Member of the Pennsylvania House of Representatives from the 57th district
- In office January 6, 2009 – December 29, 2015
- Preceded by: Thomas Tangretti
- Succeeded by: Eric Nelson

Personal details
- Party: Republican
- Spouse: Eleanor Krieger
- Children: Sarah, Elisabeth, Abigail and Jack
- Alma mater: Liberty University University of Pittsburgh
- Website: repkrieger.com

= Tim Krieger =

American politician

Timothy A. Krieger is an American Republican politician who represented the 57th district in the Pennsylvania House of Representatives from 2009 to 2015.

== Personal life ==

Krieger grew up in Connellsville, attending Connellsville Area Senior High School.
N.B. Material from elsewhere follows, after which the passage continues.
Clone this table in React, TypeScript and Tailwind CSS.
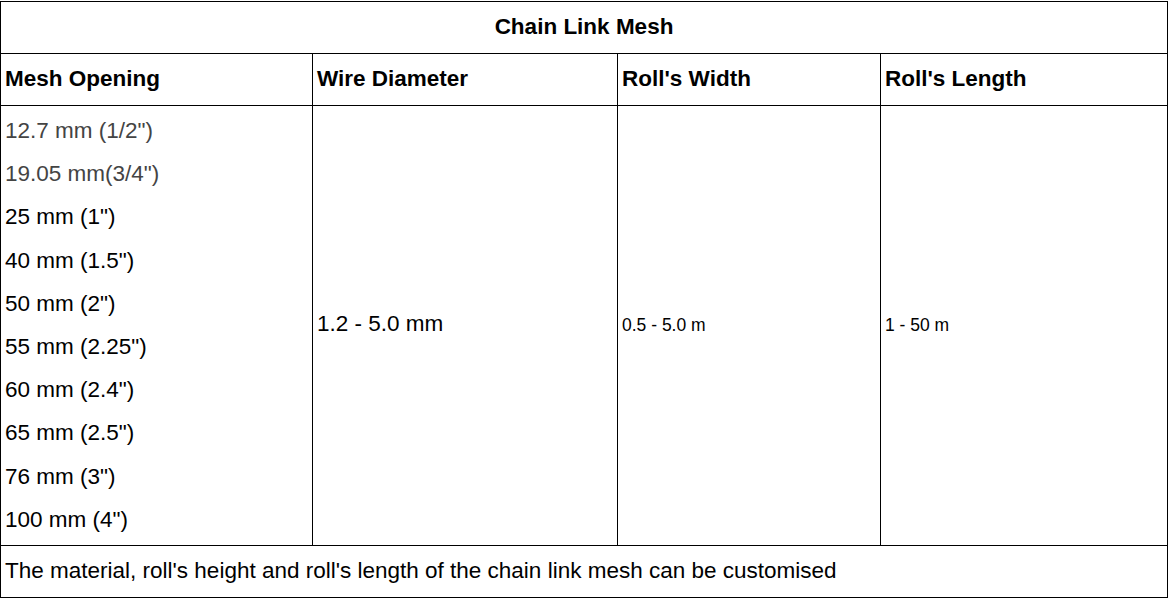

He then attended Liberty University, graduating with a degree in mathematics in 1984. Krieger then entered the United States Navy before attending law school at the University of Pittsburgh, from which he graduated in 1992. He was in private practice, most recently in Greensburg, Pennsylvania until he was elected to the PA House of Reps for the 57th district in 2008. Later, he was elected to be a Westmoreland County Court of Common Pleas judge.

== Political career ==

Kreiger was elected to the Pennsylvania House of Representatives in November 2008, defeating John W. Boyle and winning the previously Democratic seat with 52% of the vote. He served on the Game & Fisheries, Intergovernmental Affairs, Judiciary and State Government committees.